Senate Bill 5121, requested by the Department of Corrections (DOC), involves expanding its graduated reentry program, which has operated since 2018. The program allows eligible people to serve the last several months of their sentences in the community under intensive supervision. Participants are given access to programming and treatment in the community to match their needs and are closely supervised by a corrections officer while under electronic home monitoring.
The graduated reentry program has seen excellent results since its inception, with only 4 people out of 500 returning within a year on a new sentence – a recidivism rate of just 0.8%, compared to the 11.2% overall recidivism rate for people exiting DOC custody. SB 5121 creates two expanded eligibility tracks, opening the program to more people and allowing lower-level offenders to serve more of their sentences in the community. The bill provides DOC with the flexibility to make sentences more effective at achieving rehabilitation and allows continued discretion over who can participate in the program.

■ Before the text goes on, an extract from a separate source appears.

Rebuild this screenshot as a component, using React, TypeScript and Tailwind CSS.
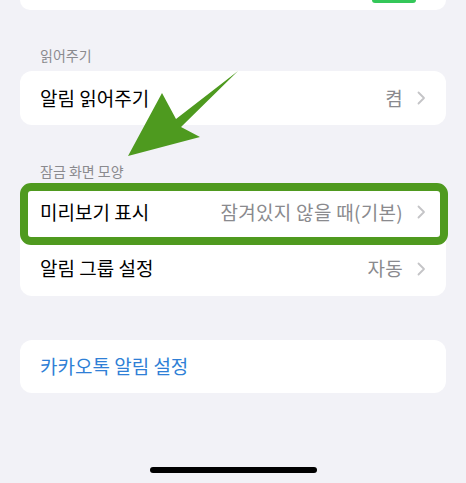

Expansion of the graduated reentry program is projected to reduce the state’s average daily prison population by up to 20%. Even accounting for the costs of supervision and electronic home monitoring, the state will save millions of dollars while providing better outcomes for individuals and communities.

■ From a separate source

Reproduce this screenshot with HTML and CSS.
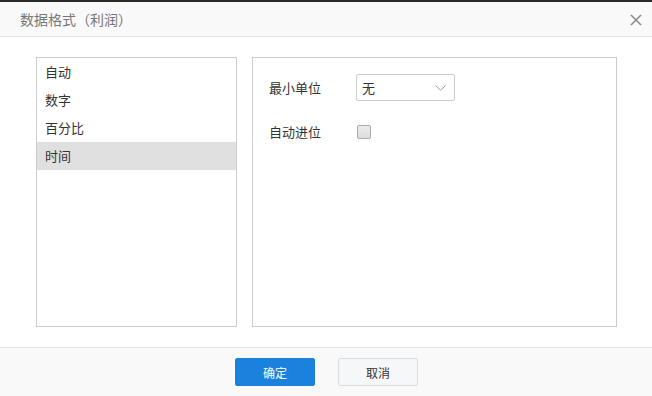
FILE: index.html
```html
<!DOCTYPE html>
<html lang="zh">
<head>
<meta charset="utf-8">
<link rel="stylesheet" href="styles.css">
</head>
<body>
<div class="dialog">
  <div class="header">
    <span class="title">数据格式（利润）</span>
    <span class="close"><svg width="12" height="12" viewBox="0 0 12 12"><path d="M1 1 L11 11 M11 1 L1 11" stroke="#8a8a8a" stroke-width="1.5" fill="none"/></svg></span>
  </div>
  <div class="content">
    <ul class="list">
      <li class="item">自动</li>
      <li class="item">数字</li>
      <li class="item">百分比</li>
      <li class="item active">时间</li>
    </ul>
    <div class="settings">
      <div class="row">
        <span class="label">最小单位</span>
        <div class="select"><span>无</span><svg width="11" height="6" viewBox="0 0 11 6"><path d="M0.5 0.5 L5.5 5.2 L10.5 0.5" stroke="#9a9a9a" stroke-width="1" fill="none"/></svg></div>
      </div>
      <div class="row row2">
        <span class="label">自动进位</span>
        <span class="checkbox"></span>
      </div>
    </div>
  </div>
  <div class="footer">
    <button class="btn primary">确定</button>
    <button class="btn">取消</button>
  </div>
</div>
</body>
</html>
```
FILE: styles.css
```css
* { box-sizing: border-box; }
html, body { margin: 0; padding: 0; background: #fff; }
body {
  font-family: "Noto Sans CJK SC", "Noto Sans", sans-serif;
  font-size: 13px;
  color: #333;
}
.dialog {
  width: 652px;
  height: 396px;
  border-top: 2px solid #2a2a2a;
  display: flex;
  flex-direction: column;
}
.header {
  height: 35px;
  background: #f9f9f9;
  border-bottom: 1px solid #e6e6e6;
  display: flex;
  align-items: center;
  justify-content: space-between;
  padding: 0 10px 0 20px;
}
.title {
  font-size: 14px;
  color: #777;
  line-height: 20px;
  text-spacing-trim: space-all;
  font-feature-settings: "fwid";
}
.close { display: flex; width: 12px; height: 12px; margin-top: 1px; }
.content {
  display: flex;
  gap: 15px;
  padding: 20px 35px 20px 36px;
  height: 310px;
}
.list {
  list-style: none;
  margin: 0;
  padding: 0;
  width: 201px;
  border: 1px solid #cccccc;
}
.item {
  height: 28px;
  line-height: 28px;
  padding-left: 8px;
}
.item.active { background: #e0e0e0; }
.settings {
  flex: 1;
  border: 1px solid #cccccc;
  padding: 16px 16px;
}
.row {
  display: flex;
  align-items: center;
  height: 27px;
}
.row2 { margin-top: 17px; }
.label { width: 87px; }
.select {
  width: 99px;
  height: 27px;
  border: 1px solid #cccccc;
  border-radius: 2px;
  display: flex;
  align-items: center;
  justify-content: space-between;
  padding: 0 8px 0 5px;
}
.select span { font-size: 13px; }
.select svg { margin-top: 1px; }
.checkbox {
  width: 14px;
  height: 14px;
  margin-left: 1px;
  margin-top: 1px;
  border: 1px solid #ababab;
  border-radius: 2px;
  background: linear-gradient(#ececec, #dcdcdc);
}
.footer {
  flex: 1;
  background: #f9f9f9;
  border-top: 1px solid #e6e6e6;
  display: flex;
  justify-content: center;
  align-items: flex-start;
  gap: 23px;
  padding-top: 10px;
  padding-left: 1px;
}
.btn {
  width: 80px;
  height: 28px;
  font-family: "Noto Sans CJK SC", "Noto Sans", sans-serif;
  font-size: 12px;
  border-radius: 2px;
  border: 1px solid #dcdcdc;
  background: #f6f7f8;
  color: #333;
  padding: 0;
}
.btn.primary {
  background: #1a82dd;
  border-color: #1a82dd;
  color: #fff;
}
```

“The state makes an investment in the rehabilitation of people while they are incarcerated, for the sake of public safety,” said Darneille. “It’s crucial that we apply this in reentry, as well, because programs that support people in reentry reduce recidivism and improve public safety, whereas leaving individuals to figure everything out on their own has proven to be ineffective. SB 5121 and SB 5118 address the root causes of recidivism, giving people the tools they need to transition back into the community safely and successfully.”
Senate Bill 5118 expands programs at the juvenile level that focus on helping youth return to their communities as they are released from juvenile rehabilitation facilities operated by the Department of Children, Youth and Families (DCYF).
Community-based “step-down facilities” for youth have existed for decades, equipping youth to live successfully by providing opportunities to connect with educational and job programs in the community, as well as access to health care (including behavioral health treatment) while remaining in a supportive setting where they learn skills to become self-sufficient. SB 5118 will help establish more step-down facilities in more communities to serve even greater numbers of youth by designating them as essential public facilities for zoning purposes.
Additionally, the bill requires outstanding warrants to be addressed before youth leave the juvenile system to prevent setbacks for positive reentry due to subsequent incarceration. It also requires DCYF to help youth establish a relationship with community health providers prior to leaving the system.
“These services are critical to getting youth back onto the right path and helping them avoid going to prison as adults,” said Darneille. “We all need help from time to time, and these bills articulate precise ways we can offer that help to people we know need it.”